Lockstone owners recognized as Small Business of the Month

By Tom Rivers, Editor Posted 1 September 2021 at 9:49 am

Wedding and events site seen as draw to community

Photo by Tom Rivers

ALBION – State Sen. Rob Ortt on Tuesday presented a “Senate District 62 Small Business of the Month” award to Natasha Wasuck and her husband John Hernandez. They are shown inside the Lockstone at North Main Street, next to the Erie Canal. Natasha and John’s daughter Ephy joined them.

Wasuck and Hernandez bought the site three years ago. It was a former auto repair business. They have transformed the site into a wedding and events center. They also use the front part of the building for Tinsel, an ice cream business that opened in June 2019. The site also includes “The Kitchen,” a private event room used for celebrations and community meetings.

The Lockstone has hosted eight weddings so far this year and has 16 more scheduled for 2021, and 30 next year. The 30 weddings next year are expected to draw at least 3,000 people to Albion.

Ortt first toured the site on July 16 to see some of the locations receiving funds in Main Street grant from the state.
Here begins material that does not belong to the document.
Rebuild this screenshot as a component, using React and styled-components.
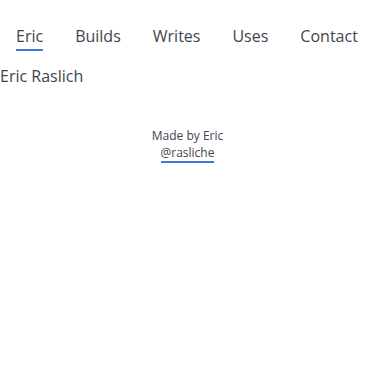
import React from "react";
import styled, { createGlobalStyle } from "styled-components";

const Global = createGlobalStyle`
  body { margin: 0; font-family: "Open Sans", sans-serif; color: #3e4550; background: #fff; }
`;

const Nav = styled.nav`
  display: flex;
  gap: 32px;
  padding: 25px 16px 0;
`;

const NavLink = styled.a`
  font-size: 16px;
  line-height: 22px;
  color: #3e4550;
  text-decoration: none;
  padding-bottom: 2px;
  border-bottom: 2px solid ${(p) => (p.$active ? "#3d79d6" : "transparent")};
`;

const Title = styled.h1`
  margin: 14px 0 0;
  font-size: 16px;
  font-weight: 400;
  line-height: 22px;
`;

const Footer = styled.footer`
  margin-top: 40px;
  display: flex;
  flex-direction: column;
  align-items: center;
  font-size: 12px;
  line-height: 17px;
  color: #3e4550;
`;

const FootLink = styled.a`
  color: #3e4550;
  text-decoration: none;
  border-bottom: 2px solid #3d79d6;
`;

export default function App() {
  return (
    <>
      <Global />
      <Nav>
        <NavLink $active>Eric</NavLink>
        <NavLink>Builds</NavLink>
        <NavLink>Writes</NavLink>
        <NavLink>Uses</NavLink>
        <NavLink>Contact</NavLink>
      </Nav>
      <Title>Eric Raslich</Title>
      <Footer>
        <span>Made by Eric</span>
        <FootLink>@rasliche</FootLink>
      </Footer>
    </>
  );
}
Ortt said he was impressed by the couple’s vision for the property and their work in giving the building from 1875 a new purpose.

“It’s really cool what you’ve done with this spot,” Ortt told Wasuck and Hernandez.

Ortt previously served as mayor of North Tonawanda where he said small business owners were the key to driving innovation to the downtown. He praised Wasuck and Hernandez, who are from Brockport, for seeing the potential in the Lockstone location. He said “fresh eyes” coming into a community sometimes see what long-time residents miss.

Photos courtesy of the Lockstone: A bride gets ready in the bridal suite at the Lockstone, which features an eyebrow window looking out on Main Street and the lift bridge over the Erie Canal.

Wasuck has been involved in the Albion Merchants Association, helping to plan community events. She sees Albion’s connection to the original Santa Claus School, led by the late Charles Howard from 1937 to 1966, as a way to distinguish the community from other canal towns.

She tapped into that Santa history by naming the ice cream business “Tinsel.” She also led the effort to have a Santa mural painted next to the Lockstone at the Pennysaver building at 170 North Main St. She also raised money for a soon-to-be planed Christmas tree on the Courthouse lawn.

Ortt sees the historic canal downtown like Albion as irreplaceable treasures.

‘I’ve always felt people want to be in these downtowns,” he said. “You can’t replicate this.”

But he acknowledged it can be tough to make money these days for small businesses. That’s why he started his monthly award in February, wanting to highlight a business in his district, which includes Niagara, Orleans and part of western Monroe.

“My whole district is along the Erie Canal, from North Tonawanda to Spencerport,” Ortt said. “The canal is your ticket to development.”

He said Covid-19 restrictions made it even more challenging for business owners. Many had to close to in-person sales or face reduced capacity. There have been supply-chain disruptions and a shortage of workers.

“Covid has really emphasized the challenge of running a small business,” Ortt said. “These businesses never had a playbook for how to operate in a pandemic and then to have to deal with the restrictions.”

The Lockstone owners also created a grove for outdoor weddings on Orchard Street, a short walk from the Lockstone.

Wasuck and Hernandez said they feel more convinced the weddings and events site in Albion was a good choice. Most of the weddings have been couples from either Rochester or Buffalo, who like the location between those two cities.

The couples like being by the Erie Canal for their wedding, and Wasuck and Hernandez give the couples free rein of the facility, allowing them to decorate however they want and to bring in bartenders, caterers, DJ’s and other vendors.

The couples also like the industrial vibe at the Lockstone.

“It’s a unique location,” Wasuck said. “It’s not a golf course or a rustic barn. The people like it here. They are having a good time.”

Wasuck has been successful marketing the site to couples and her husband has done much of the construction work himself.

“We see this as an opportunity to ‘create the community you want to be a part of’ here in Albion,” Wasuck said. “We recognize the importance of the Erie Canal for tourism and appreciate the unique history this village has to offer.”